The group leaders contacted José's mother to inform her that he was driving us nuts and could she please advise. This is how we learned that he had been diagnosed with ADHD and had not been taking his medication. There was some odd back-story to this, a matter of his having been told that the pills were vitamins and he didn't think it necessary to take them. Or something. Anyway, his mother said she would call him every morning to tell him to take his tablets. On Thursday he was a different kid, calm and biddable, or a least as calm and biddable as most fourteen year-old boys get. The teacher who was responsible for the social programme told me today that the effects of the medication were clearly wearing off by early evening. I am grateful that I was not expected to join the group for dinner at Pizza Express.
I worry a lot about teaching (boy, do I worry) and spend a lot of time preparing for MA sessions and EAP classes. This past week was no less worrying, because I find teenagers so unpredictable. Something will seem to be going swimmingly, then one kid will suddenly turn sulky and down tools and the lesson will start to go down the shitter. Things I thought would work well would be glumly received and stuff I was afraid would bore them to death would fly. This morning at break my colleague said of José 'I think he's only taken half a pill this morning', and my heart sank: what was I going to do for ninety minutes with a group already in end-of-term mode and José like a wasp in a matchbox? Friday is market day here, with three streets of stalls. I cobbled together a swift task sheet: what vegetables and fruit can you see? Find one you don't know the word for and ask the owner what it is. Find a stall that sells Spanish produce: does the owner speak Spanish? Ask the bloke who sells samosas where he's from, (Pakistan) and what's in a samosa. Interview some people: do they come here every week? Do they live locally or drive in specially? ¡Vamonos!

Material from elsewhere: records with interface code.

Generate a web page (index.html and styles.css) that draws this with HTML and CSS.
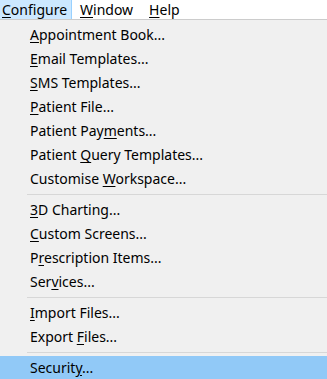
FILE: index.html
```html
<!DOCTYPE html>
<html lang="en">
<head>
    <meta charset="UTF-8">
    <meta name="viewport" content="width=device-width, initial-scale=1.0">
    <title>Configure menu</title>
    <link rel="stylesheet" href="styles.css">
</head>
<body>
    <div class="menubar">
        <div class="menubar-item abierto"><u>C</u>onfigure</div>
        <div class="menubar-item"><u>W</u>indow</div>
        <div class="menubar-item"><u>H</u>elp</div>
    </div>

    <div class="menu">
        <div class="menu-item"><u>A</u>ppointment Book...</div>
        <div class="menu-item"><u>E</u>mail Templates...</div>
        <div class="menu-item"><u>S</u>MS Templates...</div>
        <div class="menu-item"><u>P</u>atient File...</div>
        <div class="menu-item">Patient Pay<u>m</u>ents...</div>
        <div class="menu-item">Patient <u>Q</u>uery Templates...</div>
        <div class="menu-item">Customise <u>W</u>orkspace...</div>
        <div class="separador"></div>
        <div class="menu-item"><u>3</u>D Charting...</div>
        <div class="menu-item"><u>C</u>ustom Screens...</div>
        <div class="menu-item">P<u>r</u>escription Items...</div>
        <div class="menu-item">Ser<u>v</u>ices...</div>
        <div class="separador"></div>
        <div class="menu-item"><u>I</u>mport Files...</div>
        <div class="menu-item">Export <u>F</u>iles...</div>
        <div class="separador"></div>
        <div class="menu-item activo">Securit<u>y</u>...</div>
    </div>
</body>
</html>
```

FILE: styles.css
```css
body {
    margin: 0;
    font-family: "Noto Sans", "Open Sans", sans-serif;
    font-size: 14px;
    color: #000;
    background-color: #fff;
    height: 379px;
    overflow: hidden;
}

u {
    text-decoration-thickness: 1px;
    text-underline-offset: 2px;
}

.menubar {
    display: flex;
    height: 19px;
    line-height: 19px;
    background-color: #fff;
}

.menubar-item {
    padding: 0 8px;
    box-sizing: border-box;
}

.abierto {
    width: 72px;
    padding-left: 2px;
    background-color: #cce8ff;
    border-right: 1px solid #99d1ff;
}

.menu {
    border-top: 1px solid #cccccc;
    background-color: #f0f0f0;
    padding-top: 3px;
    height: 360px;
}

.menu-item {
    height: 24px;
    line-height: 24px;
    padding-left: 30px;
}

.menu-item.activo {
    background-color: #91c9f7;
}

.separador {
    height: 1px;
    margin: 3px 0 3px 27px;
    background-color: #d7d7d7;
}
```
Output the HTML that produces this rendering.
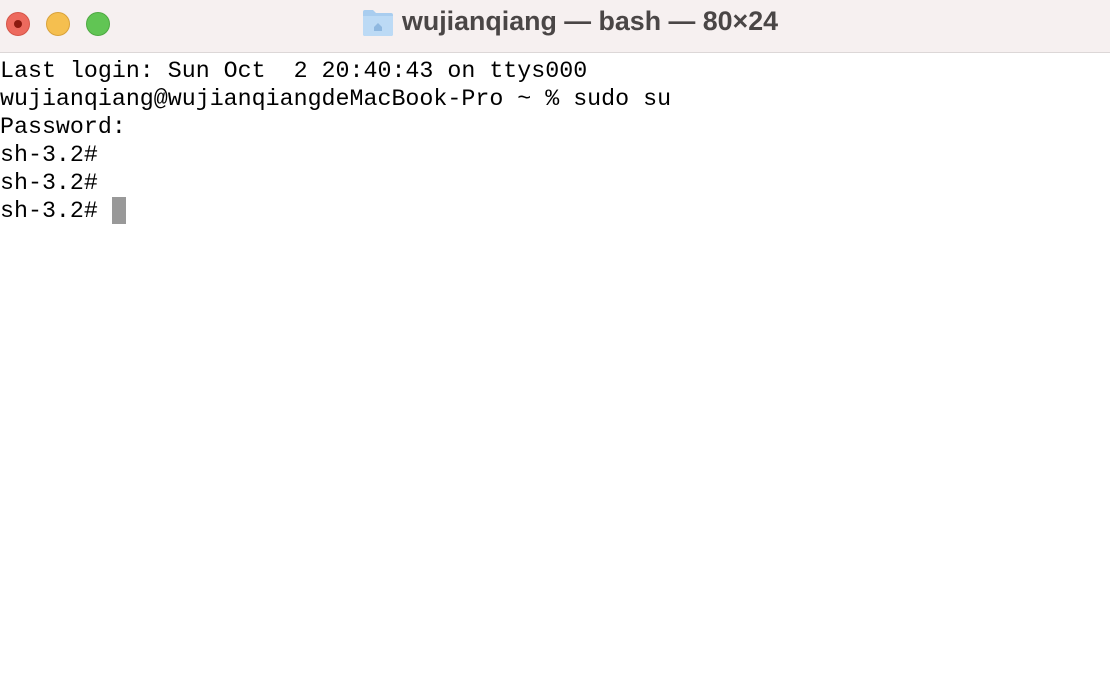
<!DOCTYPE html>
<html><head><style>
body{margin:0;width:1110px;height:680px;background:#fff;overflow:hidden;position:relative}
.bar{position:absolute;left:0;top:0;width:1110px;height:52px;background:#f6f0f0;border-bottom:1px solid #dcd7d7}
.dot{position:absolute;top:12px;width:24px;height:24px;border-radius:50%;box-sizing:border-box}
.title{position:absolute;left:402px;top:6px;font:bold 26.8px "Liberation Sans",sans-serif;color:#4a4646;white-space:nowrap}
pre{position:absolute;left:0;top:57px;margin:0;font:23.3px/28px "Liberation Mono",monospace;color:#000}
.cur{position:absolute;left:112px;top:197px;width:14px;height:27px;background:#999}
</style></head><body>
<div class="bar">
<div class="dot" style="left:6px;background:#ed6a5e;border:1px solid #d55548"><div style="position:absolute;left:7px;top:7px;width:8px;height:8px;border-radius:50%;background:#8c1a10"></div></div>
<div class="dot" style="left:46px;background:#f5bf4f;border:1px solid #d9a23a"></div>
<div class="dot" style="left:86px;background:#61c554;border:1px solid #4ea942"></div>
<svg style="position:absolute;left:362px;top:9px" width="32" height="28" viewBox="0 0 32 28"><path d="M1 3q0-2 2-2h8l3 3h15q2 0 2 2v19q0 2-2 2H3q-2 0-2-2z" fill="#a9cdef"/><path d="M1 7h30v18q0 2-2 2H3q-2 0-2-2z" fill="#bcdaf5"/><path d="M12 18l4-4 4 4v4h-8z" fill="#8fb8e0"/></svg>
<div class="title">wujianqiang — bash — 80×24</div>
</div>
<pre>Last login: Sun Oct  2 20:40:43 on ttys000
wujianqiang@wujianqiangdeMacBook-Pro ~ % sudo su
Password:
sh-3.2#
sh-3.2#
sh-3.2# </pre>
<div class="cur"></div>
</body></html>
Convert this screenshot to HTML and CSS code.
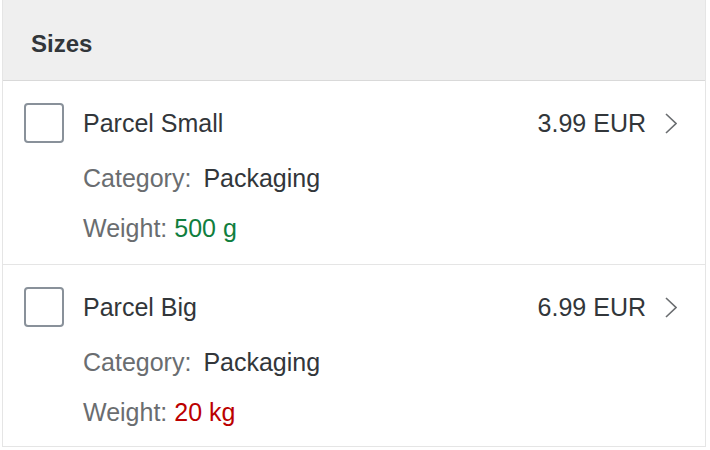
FILE: index.html
```html
<!DOCTYPE html>
<html>
<head>
<meta charset="utf-8">
<link rel="stylesheet" href="styles.css">
</head>
<body>
<div class="list">
  <div class="list-header">Sizes</div>
  <div class="item">
    <div class="item-top">
      <span class="checkbox"></span>
      <span class="title">Parcel Small</span>
      <span class="price">3.99 EUR</span>
      <svg class="chevron" viewBox="0 0 12 21" width="12" height="21"><path d="M1 1 L11 10.5 L1 20" fill="none" stroke="#6a6d70" stroke-width="1.6"/></svg>
    </div>
    <div class="attr"><span class="label">Category:</span><span class="value">Packaging</span></div>
    <div class="attr"><span class="label">Weight:</span> <span class="status good">500 g</span></div>
  </div>
  <div class="item">
    <div class="item-top">
      <span class="checkbox"></span>
      <span class="title">Parcel Big</span>
      <span class="price">6.99 EUR</span>
      <svg class="chevron" viewBox="0 0 12 21" width="12" height="21"><path d="M1 1 L11 10.5 L1 20" fill="none" stroke="#6a6d70" stroke-width="1.6"/></svg>
    </div>
    <div class="attr"><span class="label">Category:</span><span class="value">Packaging</span></div>
    <div class="attr"><span class="label">Weight:</span> <span class="status bad">20 kg</span></div>
  </div>
</div>
</body>
</html>
```

FILE: styles.css
```css
html, body {
  margin: 0;
  padding: 0;
  background: #ffffff;
}
body {
  font-family: "Liberation Sans", Arial, sans-serif;
  color: #32363a;
  font-size: 25px;
}
.list {
  margin: 0 4px 0 2px;
  border: 1px solid #e5e5e5;
  border-top: none;
}
.list-header {
  height: 81px;
  box-sizing: border-box;
  background: #efefef;
  border-bottom: 1px solid #d9d9d9;
  padding-left: 28px;
  font-weight: bold;
  font-size: 24px;
  line-height: 88px;
  color: #32363a;
}
.item {
  padding: 22px 28px 20px 21px;
  border-bottom: 1px solid #e5e5e5;
}
.item:last-child {
  border-bottom: none;
  padding-bottom: 18px;
}
.item-top {
  display: flex;
  align-items: center;
  height: 40px;
}
.checkbox {
  width: 40px;
  height: 40px;
  box-sizing: border-box;
  border: 2px solid #89919a;
  border-radius: 4px;
  background: #fff;
  flex: none;
}
.title {
  margin-left: 19px;
  line-height: 40px;
  flex: 1;
}
.price {
  line-height: 40px;
}
.chevron {
  margin-left: 19px;
  flex: none;
}
.attr {
  margin-left: 59px;
  line-height: 32px;
  margin-top: 18px;
}
.item-top + .attr {
  margin-top: 19px;
}
.label {
  color: #6a6d70;
}
.value {
  margin-left: 12px;
  color: #32363a;
}
.good {
  color: #107e3e;
}
.bad {
  color: #bb0000;
}
```
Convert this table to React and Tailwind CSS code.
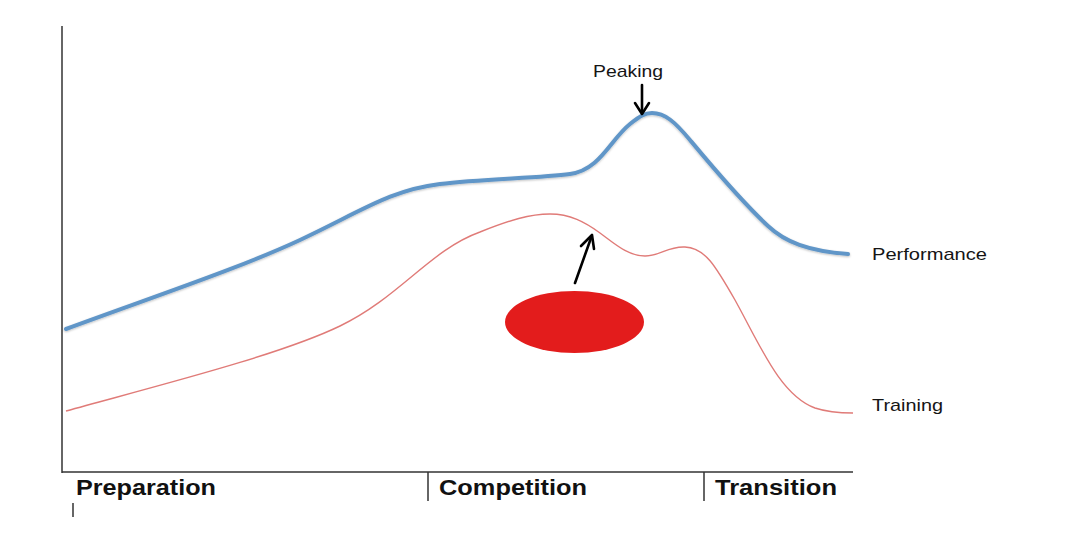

It was the best 'lesson' of the week. The sun shone, the five kids talked happily to stall owners and passers by, had a natter in Spanish with the bloke who sells Spanish produce, and Aisha, who is of Moroccan heritage, was pleased to learn that the samosa seller was a 'muscle man' just as she is. The stall holders were all very good-humoured and the elderly people the kids button-holed were kind as grandparents. Everyone was thoroughly delighted with the whole thing. I should probably - no, certainly - have completed some lengthy form detailing every possible problem a teenager might encounter in broad daylight in a pedestrianised area of a small market town well-peopled mostly by pensioners, and what plans I had to troubleshoot and fire-fight, but sod it, I didn't, and we survived.
'Teacher, write, please!
I posed for photos, wrote valedictory messages in notebooks, and left 'em laughing when I went. Now, just as souls are said to desire reincarnation, I feel the desire to go back and do it again, properly this time.
* Spanish for 'fuck!'. You probably deduced this from context.